Raven    Boulder, CO

9/2/2014 4:41:30 PM

Thanks for this article--I loved what you had to say about the things our cats teach us about LIVING, not just about dying. I think with dread about losing my babies someday and my eyes fill with tears, but I know that, yes, we don't know when the time will come and that my job is to make all their todays the best I can make them. Just as they do for me. Funny that you said it's often torties who live to be very old; the one cat I've had who made it a couple weeks past her 20th birthday was a tortie!

Sue    St. Louis, MO

8/26/2014 4:37:59 PM

This article struck a nerve because I've had 7 cats since I moved out on my own 4 decades ago and now, only 1 of them is left. I've lived through the deaths of my entire family. What scares me the most about the future is: how do we decide whether or not it's "safe" to get more cats?

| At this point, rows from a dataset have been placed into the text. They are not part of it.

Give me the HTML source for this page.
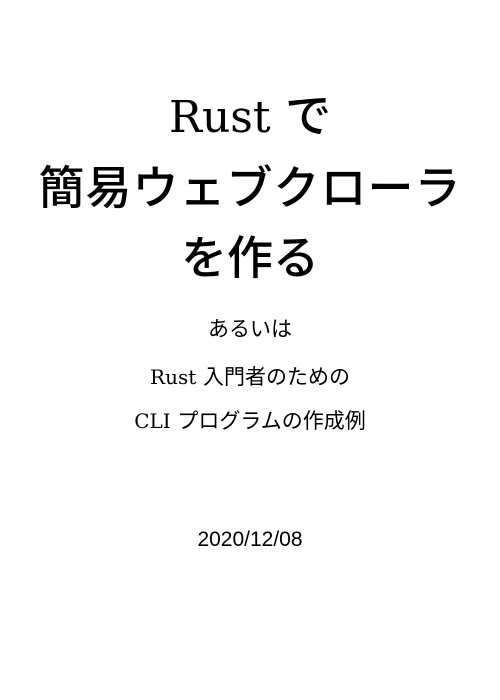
<!DOCTYPE html>
<html><head><meta charset="utf-8"><style>
html,body{margin:0;padding:0;background:#fff;}
body{width:500px;height:700px;position:relative;overflow:hidden;color:#000;}
.t{position:absolute;left:0;width:500px;text-align:center;white-space:nowrap;}
.big{font-family:"DejaVu Serif","Noto Sans CJK JP",sans-serif;font-size:46px;font-weight:500;line-height:1;}
.sm{font-family:"DejaVu Serif","Noto Sans CJK JP",sans-serif;font-size:21px;line-height:1;}
.jp{font-family:"Noto Sans CJK JP",sans-serif;}
.lat{font-size:44px;}
.lats{font-size:20px;}
</style></head><body>
<div class="t big" style="top:90px"><span class="lat">Rust</span> <span class="jp">で</span></div>
<div class="t big jp" style="top:162px;letter-spacing:1px">簡易ウェブクローラ</div>
<div class="t big jp" style="top:232px">を作る</div>
<div class="t sm jp" style="top:318px">あるいは</div>
<div class="t sm" style="top:366px"><span class="lats">Rust</span> <span class="jp">入門者のための</span></div>
<div class="t sm" style="top:410px"><span class="lats">CLI</span> <span class="jp">プログラムの作成例</span></div>
<div class="t sm" style="top:529px;font-family:'Liberation Sans',sans-serif">2020/12/08</div>
</body></html>
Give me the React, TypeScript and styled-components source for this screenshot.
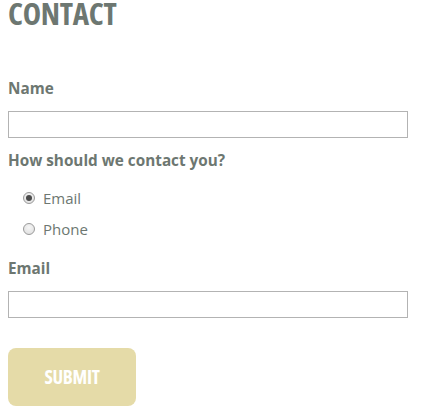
import React from "react";
import styled, { createGlobalStyle } from "styled-components";

const Global = createGlobalStyle`
  html, body { margin: 0; padding: 0; background: #fff; }
  body { font-family: "Open Sans", "Liberation Sans", sans-serif; color: #6d7771; }
  #root { padding: 0 8px; }
`;

const Form = styled.form`
  display: flex;
  flex-direction: column;
  width: 400px;
`;

const Heading = styled.h1`
  margin: 0;
  font-family: "Open Sans", "DejaVu Sans Condensed", sans-serif;
  font-stretch: 75%;
  font-weight: 700;
  font-size: 31px;
  line-height: 26px;
  letter-spacing: -0.3px;
  color: #6d7771;
`;

const Label = styled.label<{ $top: number }>`
  display: block;
  margin-top: ${(p) => p.$top}px;
  font-size: 15.3px;
  font-weight: 700;
  line-height: 20px;
  color: #6d7771;
`;

const TextInput = styled.input<{ $top?: number }>`
  box-sizing: border-box;
  display: block;
  width: 400px;
  height: 27px;
  margin: 0;
  margin-top: ${(p) => p.$top ?? 13}px;
  border: 1px solid #b3b3b3;
  background: #fff;
  padding: 2px 6px;
  font: inherit;
`;

const RadioGroup = styled.div`
  display: flex;
  flex-direction: column;
  gap: 11px;
  margin-top: 18px;
  padding-left: 15px;
`;

const RadioRow = styled.label`
  display: flex;
  align-items: center;
  gap: 8px;
  font-size: 15px;
  line-height: 20px;
  color: #6d7771;
`;

const Radio = styled.input`
  appearance: none;
  margin: 0;
  width: 12px;
  height: 12px;
  border-radius: 50%;
  border: 1px solid #9a9a9a;
  background: radial-gradient(circle at 50% 35%, #f6f6f6 0%, #dcdcdc 100%);
  box-sizing: border-box;
  position: relative;
  &:checked::after {
    content: "";
    position: absolute;
    left: 2px;
    top: 2px;
    width: 6px;
    height: 6px;
    border-radius: 50%;
    background: #4a4a4a;
  }
`;

const Submit = styled.button`
  margin-top: 30px;
  width: 128px;
  height: 58px;
  border: none;
  border-radius: 8px;
  background: #e5dba8;
  color: #fff;
  font-family: "Open Sans", "DejaVu Sans Condensed", sans-serif;
  font-stretch: 75%;
  font-weight: 700;
  font-size: 19px;
  letter-spacing: -0.3px;
  text-transform: uppercase;
  padding: 0;
`;

export default function App() {
  return (
    <>
      <Global />
      <Form onSubmit={(e) => e.preventDefault()}>
        <Heading>CONTACT</Heading>
        <Label $top={52}>Name</Label>
        <TextInput type="text" $top={13} />
        <Label $top={12}>How should we contact you?</Label>
        <RadioGroup>
          <RadioRow>
            <Radio type="radio" name="method" defaultChecked />
            Email
          </RadioRow>
          <RadioRow>
            <Radio type="radio" name="method" />
            Phone
          </RadioRow>
        </RadioGroup>
        <Label $top={19}>Email</Label>
        <TextInput type="text" $top={13} />
        <Submit type="submit">Submit</Submit>
      </Form>
    </>
  );
}
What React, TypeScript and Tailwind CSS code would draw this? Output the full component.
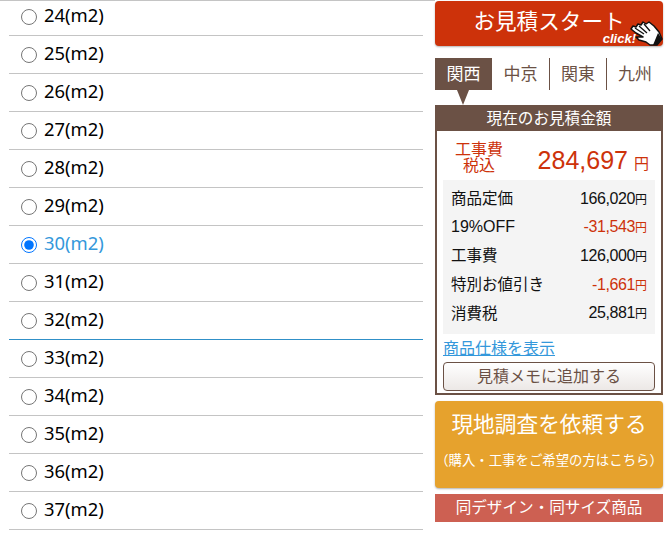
const sans = '[font-family:"Liberation_Sans","Noto_Sans_CJK_JP",sans-serif]'

const sizes = [24, 25, 26, 27, 28, 29, 30, 31, 32, 33, 34, 35, 36, 37]
const areas = ['関西', '中京', '関東', '九州']
const prices = [
  { label: '商品定価', value: '166,020' },
  { label: '19%OFF', value: '-31,543', red: true },
  { label: '工事費', value: '126,000' },
  { label: '特別お値引き', value: '-1,661', red: true },
  { label: '消費税', value: '25,881' },
]

function HandIcon() {
  return (
    <svg viewBox="0 0 33 25" className="absolute right-0 bottom-0 w-[33px] h-[25px]">
      <path
        d="M1 8 L3 5 L6 6 L8 3 L11 4 L13 1 L16 3 L19 1 L24 5 L29 11 L32 18 L27 24 L20 24 L16 21 L9 19 L6 16 L13 16 L6 12 Z"
        fill="#fff"
        stroke="#111"
        strokeWidth="1.5"
        strokeLinejoin="round"
      />
      <path d="M5 7 L14 13 M9 5 L17 12 M14 3 L20 10" stroke="#111" strokeWidth="1.3" fill="none" />
      <path d="M28 12 L32 18 L27 24 L23 24 Z" fill="#111" />
    </svg>
  )
}

export default function App() {
  return (
    <div className={`w-[671px] h-[533px] overflow-hidden bg-white flex ${sans}`}>
      <div className="w-[435px] shrink-0 pl-[9px] pr-3">
        <div className="border-t border-[#c4c4c4] -ml-[9px] -mr-3" />
        <div className="-mt-[3px]">
          {sizes.map(size => (
            <label
              key={size}
              className={`h-[38px] flex items-center pb-[4px] border-b ${size === 32 ? 'border-[#3090c8]' : 'border-[#c4c4c4]'} ${size === 30 ? 'text-[#3498db]' : 'text-black'}`}
            >
              <input
                type="radio"
                name="size"
                defaultChecked={size === 30}
                className="w-4 h-4 m-0 ml-3 mr-[7px] mt-[5px]"
              />
              <span className='text-[18.4px] leading-[26px] [font-family:"Noto_Sans","Liberation_Sans",sans-serif]'>{size}(m2)</span>
            </label>
          ))}
        </div>
      </div>

      <div className="w-[228px] shrink-0 pt-px">
        <div className="relative h-[45px] rounded bg-[#cd320a] text-white shadow-[0_1px_2px_rgba(0,0,0,0.3)] flex items-center justify-center text-[21.6px] pb-[3px]">
          <span className="leading-[22px]">お見積スタート</span>
          <span className="absolute right-[27px] bottom-[1px] text-[13px] leading-[12px] italic font-bold">click!</span>
          <HandIcon />
        </div>

        <div className="flex mt-3 h-8 text-[17px]">
          {areas.map((area, i) => (
            <div
              key={area}
              className={`relative flex items-center justify-center pt-[1px] ${i === 0 ? 'w-[57px] bg-[#6b5145] text-white' : 'text-[#6b5145] w-[57px]'} ${i === 2 || i === 3 ? 'border-l border-[#6b5145]' : ''}`}
            >
              {area}
              {i === 0 && (
                <div className="absolute left-[22px] top-8 w-0 h-0 border-x-[6px] border-x-transparent border-t-[15px] border-t-[#6b5145]" />
              )}
            </div>
          ))}
        </div>

        <div className="mt-[15px] border-2 border-[#6b5145] h-[290px]">
          <div className="-mx-px -mt-px bg-[#6b5145] text-white text-[15.6px] h-[25px] flex items-center justify-center">
            現在のお見積金額
          </div>
          <div className="px-[6px]">
            <div className="flex items-end h-[49px] text-[#cd320a]">
              <div className="w-[66px] text-center text-[16px] leading-[16px] pb-[6px] pl-[6px]">
                <div>工事費</div>
                <div>税込</div>
              </div>
              <div className="flex-1 text-right pr-[6px] leading-[32px]">
                <span className="text-[25px] mr-px">284,697</span>
                <span className="text-[15px] ml-[5px]">円</span>
              </div>
            </div>
            <div className="bg-[#f4f4f4] h-[154px] px-2 pt-[4.5px] text-[15.5px] text-[#111]">
              {prices.map(row => (
                <div key={row.label} className="h-[28.6px] flex items-center justify-between">
                  <span className={row.label === '19%OFF' ? 'text-[16px]' : ''}>{row.label}</span>
                  <span className={`text-[16px] tracking-[-0.4px] ${row.red ? 'text-[#cd320a]' : ''}`}>
                    {row.value}
                    <span className="text-[12px] tracking-normal">円</span>
                  </span>
                </div>
              ))}
            </div>
            <div className="text-[16px] leading-[18px] mt-[6px] text-[#3498db] underline">商品仕様を表示</div>
            <div className="mt-[4px] h-[29px] rounded border border-[#6b5145] bg-gradient-to-b from-white to-[#ece8e6] text-[#6b5145] text-[16px] flex items-center justify-center">
              見積メモに追加する
            </div>
          </div>
        </div>

        <div className="mt-[6px] h-[87px] rounded bg-[#e6a22d] text-white text-center shadow-[0_1px_2px_rgba(0,0,0,0.3)]">
          <div className="text-[21.7px] leading-[30px] pt-[9px]">現地調査を依頼する</div>
          <div className="text-[13.4px] leading-[18px] mt-[12px]">（購入・工事をご希望の方はこちら）</div>
        </div>

        <div className="mt-[6px] h-[28px] bg-[#cd6052] text-white text-[15.6px] flex items-center justify-center">
          同デザイン・同サイズ商品
        </div>
      </div>
    </div>
  )
}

Should we adopt only older ones if WE might only have 1 to 2 decades left on this planet? How can we be confident that WE will outlive them and therefore save them from going into shelters -- or worse -- when we die or have to move into a "facility"? My most recent cat passing was my tortie who was 3 weeks away from her 20th birthday. I don't know if being around 20 more years is something I can assume will happen for me. Does anyone else feel this anxiety?

L.    CC, CA

8/13/2014 4:18:17 PM

I really enjoyed this article. It is about something I think about daily so, you're right, we should live in the moment. Thanks for inspiring!